**CHALLENGE:**
Restate each of the lines below word for word and drop every picture.

**RECORDED INFORMATION:**
»»

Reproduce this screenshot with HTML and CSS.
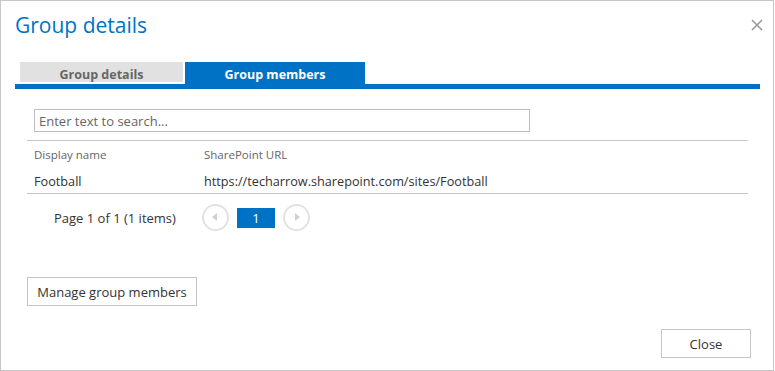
FILE: index.html
```html
<!DOCTYPE html>
<html lang="en">
<head>
  <meta charset="UTF-8" />
  <title>Group details</title>
  <link rel="stylesheet" href="styles.css">
</head>
<body>
  <div class="dialog">
    <div class="dialog-header">
      <h1>Group details</h1>
      <button class="close-x" type="button" aria-label="Close">
        <svg width="12" height="12" viewBox="0 0 12 12"><path d="M1 1 L11 11 M11 1 L1 11" stroke="#9a9a9a" stroke-width="1.6" fill="none"/></svg>
      </button>
    </div>

    <div class="tabs">
      <div class="tab">Group details</div>
      <div class="tab active">Group members</div>
    </div>

    <input class="search" type="text" placeholder="Enter text to search...">

    <table class="members">
      <thead>
        <tr>
          <th class="col-name">Display name</th>
          <th>SharePoint URL</th>
        </tr>
      </thead>
      <tbody>
        <tr>
          <td class="col-name">Football</td>
          <td>https://techarrow.sharepoint.com/sites/Football</td>
        </tr>
      </tbody>
    </table>

    <div class="pager">
      <span class="pager-info">Page 1 of 1 (1 items)</span>
      <span class="pager-btn prev"></span>
      <span class="pager-num">1</span>
      <span class="pager-btn next"></span>
    </div>

    <button class="btn manage" type="button">Manage group members</button>

    <div class="dialog-footer">
      <button class="btn close" type="button">Close</button>
    </div>
  </div>
</body>
</html>
```

FILE: styles.css
```css
body {
  margin: 0;
  font-family: 'Open Sans', 'Noto Sans', sans-serif;
  color: #333;
  background: #fff;
}
.dialog {
  width: 774px;
  height: 371px;
  box-sizing: border-box;
  border: 1px solid #c6c6c6;
  display: flex;
  flex-direction: column;
}
.dialog-header {
  height: 61px;
  box-sizing: border-box;
  display: flex;
  justify-content: space-between;
  align-items: flex-start;
  padding: 9px 10px 0 14px;
}
h1 {
  margin: 0;
  font-size: 21px;
  font-weight: normal;
  line-height: 30px;
  color: #0072c6;
}
.close-x {
  border: none;
  background: none;
  padding: 0;
  margin-top: 9px;
  width: 12px;
  height: 12px;
  cursor: pointer;
}
.tabs {
  display: flex;
  align-items: flex-end;
  gap: 2px;
  margin: 0 13px 0 14px;
  padding-left: 5px;
  border-bottom: 5px solid #0072c6;
}
.tab {
  width: 163px;
  height: 20px;
  box-sizing: border-box;
  margin-bottom: 2px;
  padding-top: 5px;
  line-height: 16px;
  font-size: 12.5px;
  font-weight: bold;
  text-align: center;
  background: #e1e1e1;
  color: #666;
}
.tab.active {
  width: 180px;
  height: 22px;
  margin-bottom: 0;
  background: #0072c6;
  color: #fff;
}
.search {
  width: 496px;
  height: 23px;
  box-sizing: border-box;
  margin: 20px 0 0 33px;
  padding: 0 4px;
  border: 1px solid #bdbdbd;
  font-family: inherit;
  font-size: 13px;
  color: #333;
}
.search::placeholder {
  color: #666;
}
.members {
  width: 721px;
  margin: 8px 0 0 26px;
  border-collapse: collapse;
  border-top: 1px solid #c6c6c6;
  border-bottom: 1px solid #c6c6c6;
}
.members th, .members td {
  text-align: left;
  padding: 0 0 0 7px;
}
.members th {
  height: 27px;
  font-size: 11.5px;
  font-weight: normal;
  color: #666;
}
.members td {
  height: 25px;
  font-size: 12.7px;
  color: #333;
}
.members .col-name {
  width: 163px;
}
.pager {
  display: flex;
  align-items: center;
  height: 27px;
  margin: 10px 0 0 53px;
}
.pager-info {
  font-size: 13px;
  width: 148px;
}
.pager-btn {
  width: 27px;
  height: 27px;
  box-sizing: border-box;
  border: 2px solid #e2e2e2;
  border-radius: 50%;
  position: relative;
}
.pager-btn::after {
  content: '';
  position: absolute;
  top: 7px;
  border-top: 4.5px solid transparent;
  border-bottom: 4.5px solid transparent;
}
.pager-btn.prev::after {
  left: 8px;
  border-right: 5px solid #d0d0d0;
}
.pager-btn.next::after {
  left: 10px;
  border-left: 5px solid #d0d0d0;
}
.pager-num {
  width: 38px;
  height: 20px;
  margin: 0 8px;
  background: #0072c6;
  color: #fff;
  font-size: 13px;
  line-height: 20px;
  text-align: center;
}
.btn {
  height: 29px;
  box-sizing: border-box;
  border: 1px solid #c6c6c6;
  background: #fff;
  font-family: inherit;
  font-size: 13px;
  color: #333;
  cursor: pointer;
}
.manage {
  align-self: flex-start;
  width: 170px;
  margin: 46px 0 0 26px;
}
.dialog-footer {
  margin-top: auto;
  display: flex;
  justify-content: flex-end;
  padding: 0 22px 12px 0;
}
.close {
  width: 90px;
}
```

««

**OUTPUT OF THE EXERCISE:**
Reproduce this screenshot with HTML and CSS.
FILE: index.html
```html
<!DOCTYPE html>
<html lang="en">
<head>
  <meta charset="UTF-8" />
  <title>Group details</title>
  <link rel="stylesheet" href="styles.css">
</head>
<body>
  <div class="dialog">
    <div class="dialog-header">
      <h1>Group details</h1>
      <button class="close-x" type="button" aria-label="Close">
        <svg width="12" height="12" viewBox="0 0 12 12"><path d="M1 1 L11 11 M11 1 L1 11" stroke="#9a9a9a" stroke-width="1.6" fill="none"/></svg>
      </button>
    </div>

    <div class="tabs">
      <div class="tab">Group details</div>
      <div class="tab active">Group members</div>
    </div>

    <input class="search" type="text" placeholder="Enter text to search...">

    <table class="members">
      <thead>
        <tr>
          <th class="col-name">Display name</th>
          <th>SharePoint URL</th>
        </tr>
      </thead>
      <tbody>
        <tr>
          <td class="col-name">Football</td>
          <td>https://techarrow.sharepoint.com/sites/Football</td>
        </tr>
      </tbody>
    </table>

    <div class="pager">
      <span class="pager-info">Page 1 of 1 (1 items)</span>
      <span class="pager-btn prev"></span>
      <span class="pager-num">1</span>
      <span class="pager-btn next"></span>
    </div>

    <button class="btn manage" type="button">Manage group members</button>

    <div class="dialog-footer">
      <button class="btn close" type="button">Close</button>
    </div>
  </div>
</body>
</html>
```

FILE: styles.css
```css
body {
  margin: 0;
  font-family: 'Open Sans', 'Noto Sans', sans-serif;
  color: #333;
  background: #fff;
}
.dialog {
  width: 774px;
  height: 371px;
  box-sizing: border-box;
  border: 1px solid #c6c6c6;
  display: flex;
  flex-direction: column;
}
.dialog-header {
  height: 61px;
  box-sizing: border-box;
  display: flex;
  justify-content: space-between;
  align-items: flex-start;
  padding: 9px 10px 0 14px;
}
h1 {
  margin: 0;
  font-size: 21px;
  font-weight: normal;
  line-height: 30px;
  color: #0072c6;
}
.close-x {
  border: none;
  background: none;
  padding: 0;
  margin-top: 9px;
  width: 12px;
  height: 12px;
  cursor: pointer;
}
.tabs {
  display: flex;
  align-items: flex-end;
  gap: 2px;
  margin: 0 13px 0 14px;
  padding-left: 5px;
  border-bottom: 5px solid #0072c6;
}
.tab {
  width: 163px;
  height: 20px;
  box-sizing: border-box;
  margin-bottom: 2px;
  padding-top: 5px;
  line-height: 16px;
  font-size: 12.5px;
  font-weight: bold;
  text-align: center;
  background: #e1e1e1;
  color: #666;
}
.tab.active {
  width: 180px;
  height: 22px;
  margin-bottom: 0;
  background: #0072c6;
  color: #fff;
}
.search {
  width: 496px;
  height: 23px;
  box-sizing: border-box;
  margin: 20px 0 0 33px;
  padding: 0 4px;
  border: 1px solid #bdbdbd;
  font-family: inherit;
  font-size: 13px;
  color: #333;
}
.search::placeholder {
  color: #666;
}
.members {
  width: 721px;
  margin: 8px 0 0 26px;
  border-collapse: collapse;
  border-top: 1px solid #c6c6c6;
  border-bottom: 1px solid #c6c6c6;
}
.members th, .members td {
  text-align: left;
  padding: 0 0 0 7px;
}
.members th {
  height: 27px;
  font-size: 11.5px;
  font-weight: normal;
  color: #666;
}
.members td {
  height: 25px;
  font-size: 12.7px;
  color: #333;
}
.members .col-name {
  width: 163px;
}
.pager {
  display: flex;
  align-items: center;
  height: 27px;
  margin: 10px 0 0 53px;
}
.pager-info {
  font-size: 13px;
  width: 148px;
}
.pager-btn {
  width: 27px;
  height: 27px;
  box-sizing: border-box;
  border: 2px solid #e2e2e2;
  border-radius: 50%;
  position: relative;
}
.pager-btn::after {
  content: '';
  position: absolute;
  top: 7px;
  border-top: 4.5px solid transparent;
  border-bottom: 4.5px solid transparent;
}
.pager-btn.prev::after {
  left: 8px;
  border-right: 5px solid #d0d0d0;
}
.pager-btn.next::after {
  left: 10px;
  border-left: 5px solid #d0d0d0;
}
.pager-num {
  width: 38px;
  height: 20px;
  margin: 0 8px;
  background: #0072c6;
  color: #fff;
  font-size: 13px;
  line-height: 20px;
  text-align: center;
}
.btn {
  height: 29px;
  box-sizing: border-box;
  border: 1px solid #c6c6c6;
  background: #fff;
  font-family: inherit;
  font-size: 13px;
  color: #333;
  cursor: pointer;
}
.manage {
  align-self: flex-start;
  width: 170px;
  margin: 46px 0 0 26px;
}
.dialog-footer {
  margin-top: auto;
  display: flex;
  justify-content: flex-end;
  padding: 0 22px 12px 0;
}
.close {
  width: 90px;
}
```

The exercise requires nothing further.